En estos momentos es preciso enfrentarse a los avances electorales de la derecha de todas las maneras posible, pero si queremos detener el ataque contra los derechos reproductivos en EE UU, por ejemplo, no deberíamos centrarnos en asegurar que salgan elegidas las candidaturas Demócratas, sino reconstruir un movimiento masivo por el derecho a decidir en el terreno reproductivo. Esto es lo que hemos visto en otras partes, y esto es lo que pasará en EE UU, como ya ocurrió en la década de 1970, cuando cantamos victoria en este terreno.
Los movimientos sociales de masas crean un tipo diferente de política. Enseñan a la gente que la política no tiene por qué someterse a los Clinton de este mundo. Nunca nos ganaremos la confianza de la gente trabajadora si es esto lo que le ofrecemos como alternativa: que una caterva de elites tecnocráticas como Biden y compañía, que durante toda su vida han sido políticos corruptos dentro del aparato del Partido Demócrata, representan tu futuro. Así no vamos a ninguna parte y acabaremos perdiendo políticamente. Nuestro problema real es crear un contrapeso de masas y una vida política que prefigure un tipo de política diferente, un tipo de organización diferente y un tipo de lucha diferente.

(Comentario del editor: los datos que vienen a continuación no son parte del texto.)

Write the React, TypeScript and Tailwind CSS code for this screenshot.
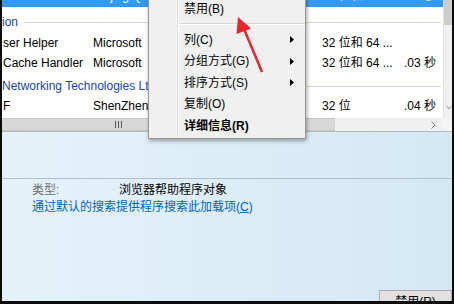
import React from "react";

const font = "font-['Liberation_Sans','Noto_Sans_CJK_SC',sans-serif]";

type Row = { name: string; pub: string; arch: string; time: string };

const ListRow = ({ row }: { row: Row }) => (
  <div className="flex h-[20px] items-center text-[12px] leading-[14px] text-black whitespace-nowrap">
    <div className="w-[91px] overflow-hidden pl-[1px]">{row.name}</div>
    <div className="w-[229px] overflow-hidden">{row.pub}</div>
    <div className="w-[81px] overflow-hidden">{row.arch}</div>
    <div className="flex-1 overflow-hidden pl-[1px]">{row.time}</div>
  </div>
);

const GroupHeader = ({ label, className }: { label: string; className: string }) => (
  <div className={`flex items-center ${className}`}>
    <span className="text-[12px] leading-[14px] text-[#2446a6] whitespace-nowrap">{label}</span>
    <div className="ml-[6px] mr-[2px] h-px flex-1 bg-[#cfd6e2]" />
  </div>
);

const MenuItem = ({
  label,
  sub,
  bold,
}: {
  label: string;
  sub?: boolean;
  bold?: boolean;
}) => (
  <div className="flex h-[21.5px] items-center pl-[5px] pr-[11px]">
    <span className={`flex-1 text-[12px] leading-[14px] text-black ${bold ? "font-bold" : ""}`}>
      {label}
    </span>
    {sub && (
      <svg width="4" height="7" viewBox="0 0 4 7">
        <polygon points="0,0 4,3.5 0,7" fill="#000" />
      </svg>
    )}
  </div>
);

export default function App() {
  return (
    <div className={`relative h-[304px] w-[454px] overflow-hidden bg-[#0c0c0c] pl-[2px] pr-[2px] pb-[3px] ${font}`}>
      <div className="flex h-full flex-col">
        {/* list + vertical scrollbar */}
        <div className="flex h-[118px]">
          <div className="flex-1 overflow-hidden bg-white">
            <div className="h-[7px] overflow-hidden bg-[#3399ff]">
              <div className="mt-[-14px] flex h-[20px] items-center text-[12px] leading-[14px] text-white whitespace-nowrap">
                <div className="w-[91px] pl-[1px]" />
                <div className="w-[229px]">Beijing Qihu 360 Soft</div>
                <div className="w-[81px]">32 位和 64 ...</div>
                <div className="flex-1 pl-[1px]">.09 秒</div>
              </div>
            </div>
            <GroupHeader label="ion" className="h-[26px] pt-[4px]" />
            <ListRow row={{ name: "ser Helper", pub: "Microsoft", arch: "32 位和 64 ...", time: "" }} />
            <ListRow row={{ name: " Cache Handler", pub: "Microsoft", arch: "32 位和 64 ...", time: ".03 秒" }} />
            <GroupHeader label=" Networking Technologies Ltd" className="h-[23px] pt-[3px]" />
            <ListRow row={{ name: "F", pub: "ShenZhen", arch: "32 位", time: ".04 秒" }} />
          </div>
          <div className="flex w-[9px] flex-col border-l border-[#e0e0e0] bg-[#f0f0f0]">
            <div className="h-[25px] bg-[#cdcdcd]" />
            <div className="flex-1" />
            <div className="flex h-[22px] items-center pl-[2px] text-[#777]">
              <svg width="7" height="5" viewBox="0 0 7 5">
                <polyline points="0.5,0.5 3.5,4 6.5,0.5" fill="none" stroke="#7a7a7a" strokeWidth="1" />
              </svg>
            </div>
          </div>
        </div>

        {/* horizontal scrollbar */}
        <div className="flex h-[14px] border-b border-[#b8b8b8] bg-[#f0f0f0]">
          <div className="flex w-[333px] items-center border-y border-[#c6c6c6] bg-[#d8d8d8] pl-[113px]">
            <div className="flex gap-[2px]">
              <div className="h-[7px] w-px bg-[#555]" />
              <div className="h-[7px] w-px bg-[#555]" />
              <div className="h-[7px] w-px bg-[#555]" />
            </div>
          </div>
          <div className="flex w-[108px] items-center justify-end pr-[7px]">
            <svg width="5" height="8" viewBox="0 0 5 8">
              <polyline points="0.5,0.5 4,4 0.5,7.5" fill="none" stroke="#7a7a7a" strokeWidth="1" />
            </svg>
          </div>
          <div className="flex-1 bg-[#f4f4f4]" />
        </div>

        {/* details pane */}
        <div className="flex flex-1 flex-col overflow-hidden bg-linear-to-r from-[#e5f2fa] to-[#d4e8f5]">
          <div className="h-[46px]" />
          <div className="h-px bg-[#b3bec8]" />
          <div className="flex h-[18px] items-end pl-[30px] text-[12px] leading-[14px]">
            <span className="w-[87px] text-[#707070]">类型:</span>
            <span className="text-black">浏览器帮助程序对象</span>
          </div>
          <div className="flex h-[19px] items-center pl-[30px] text-[12px] leading-[14px] text-[#0066cc]">
            <span>
              通过默认的搜索提供程序搜索此加载项(<span className="underline">C</span>)
            </span>
          </div>
          <div className="flex-1" />
          <div className="mb-[-12px] flex justify-end">
            <button className="h-[23px] w-[73px] border border-[#adadad] bg-[#e1e1e1] text-[12px] leading-[14px] text-black">
              禁用(R)
            </button>
          </div>
        </div>
      </div>

      {/* context menu */}
      <div className="absolute left-[148px] top-[-5px] flex h-[144px] w-[158px] border border-[#979797] bg-[#f0f0f0] shadow-[1px_2px_4px_rgba(0,0,0,0.35)]">
        <div className="w-[28px]" />
        <div className="w-px bg-[#e2e3e3]" />
        <div className="w-px bg-white" />
        <div className="flex flex-1 flex-col pt-[2px]">
          <MenuItem label="禁用(B)" />
          <div className="flex h-[9.5px] flex-col justify-center">
            <div className="h-px bg-[#d7d7d7]" />
            <div className="h-px bg-white" />
          </div>
          <MenuItem label="列(C)" sub />
          <MenuItem label="分组方式(G)" sub />
          <MenuItem label="排序方式(S)" sub />
          <MenuItem label="复制(O)" />
          <MenuItem label="详细信息(R)" bold />
        </div>
      </div>

      {/* red annotation arrow */}
      <svg className="pointer-events-none absolute left-0 top-0" width="454" height="304">
        <line x1="262" y1="72" x2="244" y2="29" stroke="#e8262b" strokeWidth="2.5" />
        <polygon points="238,17 236.5,34 251,28.5" fill="#e8262b" />
      </svg>
    </div>
  );
}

Esto generará inevitablemente nuevas ofertas electorales. Por ejemplo, pensemos en el Partido Demócrata por la Libertad de Misisipi o el Partido por la Paz y la Libertad asociado con el Partido Panteras Negras en California. Habrá ofertas electorales, pero ahora la gran prioridad absoluta es crear una fuerza de izquierda en la política que contrarreste a la derecha. Para esto necesitamos movimientos de masas de izquierdas. La clave está en volver a la movilización en la calle, el barrio y el centro de trabajo. Ahora se ha abierto una oportunidad en torno a la reivindicación de justicia para Palestina. Espero que no la desperdiciemos.